**Information provided:**
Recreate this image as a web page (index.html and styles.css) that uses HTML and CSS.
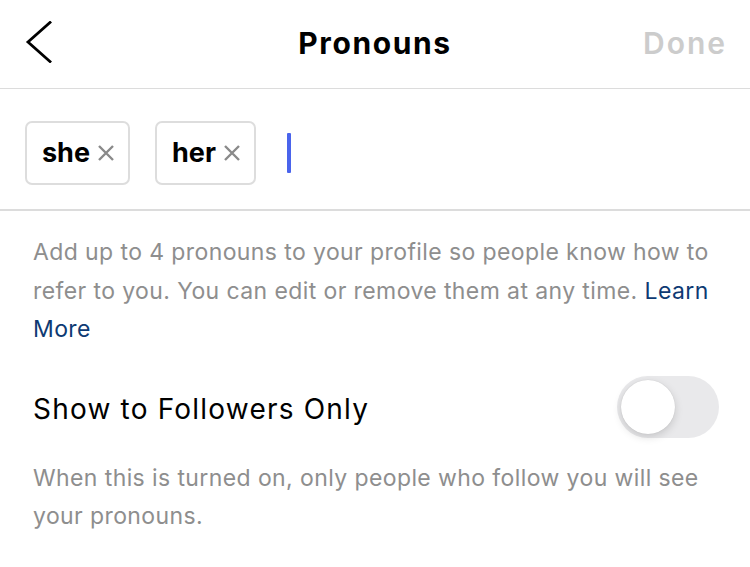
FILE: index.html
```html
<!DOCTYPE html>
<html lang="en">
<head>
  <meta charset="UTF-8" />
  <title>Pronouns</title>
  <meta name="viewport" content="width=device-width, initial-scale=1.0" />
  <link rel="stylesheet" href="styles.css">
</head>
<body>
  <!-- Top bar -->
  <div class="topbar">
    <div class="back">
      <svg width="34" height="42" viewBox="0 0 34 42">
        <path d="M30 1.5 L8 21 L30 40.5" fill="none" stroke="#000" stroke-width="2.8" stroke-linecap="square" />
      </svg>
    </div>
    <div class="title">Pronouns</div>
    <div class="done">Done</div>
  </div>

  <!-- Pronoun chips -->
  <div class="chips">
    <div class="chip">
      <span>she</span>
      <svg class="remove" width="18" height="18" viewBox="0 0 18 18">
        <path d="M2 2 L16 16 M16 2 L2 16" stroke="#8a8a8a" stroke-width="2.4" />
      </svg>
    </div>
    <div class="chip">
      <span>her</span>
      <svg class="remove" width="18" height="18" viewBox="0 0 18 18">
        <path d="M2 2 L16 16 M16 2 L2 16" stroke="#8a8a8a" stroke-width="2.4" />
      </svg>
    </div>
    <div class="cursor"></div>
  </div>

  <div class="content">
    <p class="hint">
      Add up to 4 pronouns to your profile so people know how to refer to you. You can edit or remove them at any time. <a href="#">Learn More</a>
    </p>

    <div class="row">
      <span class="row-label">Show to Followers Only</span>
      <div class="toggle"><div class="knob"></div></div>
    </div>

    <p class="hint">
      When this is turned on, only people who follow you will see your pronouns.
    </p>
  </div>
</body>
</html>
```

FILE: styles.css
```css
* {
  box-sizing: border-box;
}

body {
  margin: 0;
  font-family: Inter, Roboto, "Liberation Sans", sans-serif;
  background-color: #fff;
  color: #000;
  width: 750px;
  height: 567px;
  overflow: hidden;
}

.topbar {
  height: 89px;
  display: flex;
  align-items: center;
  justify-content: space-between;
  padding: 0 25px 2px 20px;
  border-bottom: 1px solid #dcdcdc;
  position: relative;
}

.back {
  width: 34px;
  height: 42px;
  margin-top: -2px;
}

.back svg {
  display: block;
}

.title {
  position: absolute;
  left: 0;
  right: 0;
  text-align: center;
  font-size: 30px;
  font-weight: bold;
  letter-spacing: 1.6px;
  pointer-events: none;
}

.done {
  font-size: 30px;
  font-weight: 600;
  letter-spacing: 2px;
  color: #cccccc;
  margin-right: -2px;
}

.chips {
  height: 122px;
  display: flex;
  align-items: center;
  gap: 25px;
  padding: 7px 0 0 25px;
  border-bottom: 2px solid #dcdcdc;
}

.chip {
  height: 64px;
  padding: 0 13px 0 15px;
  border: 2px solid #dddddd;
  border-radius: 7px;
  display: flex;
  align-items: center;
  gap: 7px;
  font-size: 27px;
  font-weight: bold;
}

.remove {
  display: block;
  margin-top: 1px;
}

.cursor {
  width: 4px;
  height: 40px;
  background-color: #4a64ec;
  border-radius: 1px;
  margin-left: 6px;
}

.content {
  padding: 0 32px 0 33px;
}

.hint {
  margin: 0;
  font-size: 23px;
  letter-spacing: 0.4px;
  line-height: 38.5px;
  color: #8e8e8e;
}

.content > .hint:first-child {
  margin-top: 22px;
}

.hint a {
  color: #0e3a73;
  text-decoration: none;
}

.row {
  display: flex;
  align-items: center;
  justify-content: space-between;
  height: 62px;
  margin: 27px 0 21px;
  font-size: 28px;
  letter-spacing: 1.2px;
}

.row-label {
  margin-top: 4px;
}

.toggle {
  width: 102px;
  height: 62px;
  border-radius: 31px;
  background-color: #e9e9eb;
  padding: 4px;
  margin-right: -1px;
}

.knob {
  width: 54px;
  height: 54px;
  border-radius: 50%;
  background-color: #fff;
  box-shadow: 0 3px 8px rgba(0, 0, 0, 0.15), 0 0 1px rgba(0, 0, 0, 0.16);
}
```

**What this task involves:** Quote the material word for word, dropping any images it holds.

**Worked answer:**
Recreate this image as a web page (index.html and styles.css) that uses HTML and CSS.
FILE: index.html
```html
<!DOCTYPE html>
<html lang="en">
<head>
  <meta charset="UTF-8" />
  <title>Pronouns</title>
  <meta name="viewport" content="width=device-width, initial-scale=1.0" />
  <link rel="stylesheet" href="styles.css">
</head>
<body>
  <!-- Top bar -->
  <div class="topbar">
    <div class="back">
      <svg width="34" height="42" viewBox="0 0 34 42">
        <path d="M30 1.5 L8 21 L30 40.5" fill="none" stroke="#000" stroke-width="2.8" stroke-linecap="square" />
      </svg>
    </div>
    <div class="title">Pronouns</div>
    <div class="done">Done</div>
  </div>

  <!-- Pronoun chips -->
  <div class="chips">
    <div class="chip">
      <span>she</span>
      <svg class="remove" width="18" height="18" viewBox="0 0 18 18">
        <path d="M2 2 L16 16 M16 2 L2 16" stroke="#8a8a8a" stroke-width="2.4" />
      </svg>
    </div>
    <div class="chip">
      <span>her</span>
      <svg class="remove" width="18" height="18" viewBox="0 0 18 18">
        <path d="M2 2 L16 16 M16 2 L2 16" stroke="#8a8a8a" stroke-width="2.4" />
      </svg>
    </div>
    <div class="cursor"></div>
  </div>

  <div class="content">
    <p class="hint">
      Add up to 4 pronouns to your profile so people know how to refer to you. You can edit or remove them at any time. <a href="#">Learn More</a>
    </p>

    <div class="row">
      <span class="row-label">Show to Followers Only</span>
      <div class="toggle"><div class="knob"></div></div>
    </div>

    <p class="hint">
      When this is turned on, only people who follow you will see your pronouns.
    </p>
  </div>
</body>
</html>
```

FILE: styles.css
```css
* {
  box-sizing: border-box;
}

body {
  margin: 0;
  font-family: Inter, Roboto, "Liberation Sans", sans-serif;
  background-color: #fff;
  color: #000;
  width: 750px;
  height: 567px;
  overflow: hidden;
}

.topbar {
  height: 89px;
  display: flex;
  align-items: center;
  justify-content: space-between;
  padding: 0 25px 2px 20px;
  border-bottom: 1px solid #dcdcdc;
  position: relative;
}

.back {
  width: 34px;
  height: 42px;
  margin-top: -2px;
}

.back svg {
  display: block;
}

.title {
  position: absolute;
  left: 0;
  right: 0;
  text-align: center;
  font-size: 30px;
  font-weight: bold;
  letter-spacing: 1.6px;
  pointer-events: none;
}

.done {
  font-size: 30px;
  font-weight: 600;
  letter-spacing: 2px;
  color: #cccccc;
  margin-right: -2px;
}

.chips {
  height: 122px;
  display: flex;
  align-items: center;
  gap: 25px;
  padding: 7px 0 0 25px;
  border-bottom: 2px solid #dcdcdc;
}

.chip {
  height: 64px;
  padding: 0 13px 0 15px;
  border: 2px solid #dddddd;
  border-radius: 7px;
  display: flex;
  align-items: center;
  gap: 7px;
  font-size: 27px;
  font-weight: bold;
}

.remove {
  display: block;
  margin-top: 1px;
}

.cursor {
  width: 4px;
  height: 40px;
  background-color: #4a64ec;
  border-radius: 1px;
  margin-left: 6px;
}

.content {
  padding: 0 32px 0 33px;
}

.hint {
  margin: 0;
  font-size: 23px;
  letter-spacing: 0.4px;
  line-height: 38.5px;
  color: #8e8e8e;
}

.content > .hint:first-child {
  margin-top: 22px;
}

.hint a {
  color: #0e3a73;
  text-decoration: none;
}

.row {
  display: flex;
  align-items: center;
  justify-content: space-between;
  height: 62px;
  margin: 27px 0 21px;
  font-size: 28px;
  letter-spacing: 1.2px;
}

.row-label {
  margin-top: 4px;
}

.toggle {
  width: 102px;
  height: 62px;
  border-radius: 31px;
  background-color: #e9e9eb;
  padding: 4px;
  margin-right: -1px;
}

.knob {
  width: 54px;
  height: 54px;
  border-radius: 50%;
  background-color: #fff;
  box-shadow: 0 3px 8px rgba(0, 0, 0, 0.15), 0 0 1px rgba(0, 0, 0, 0.16);
}
```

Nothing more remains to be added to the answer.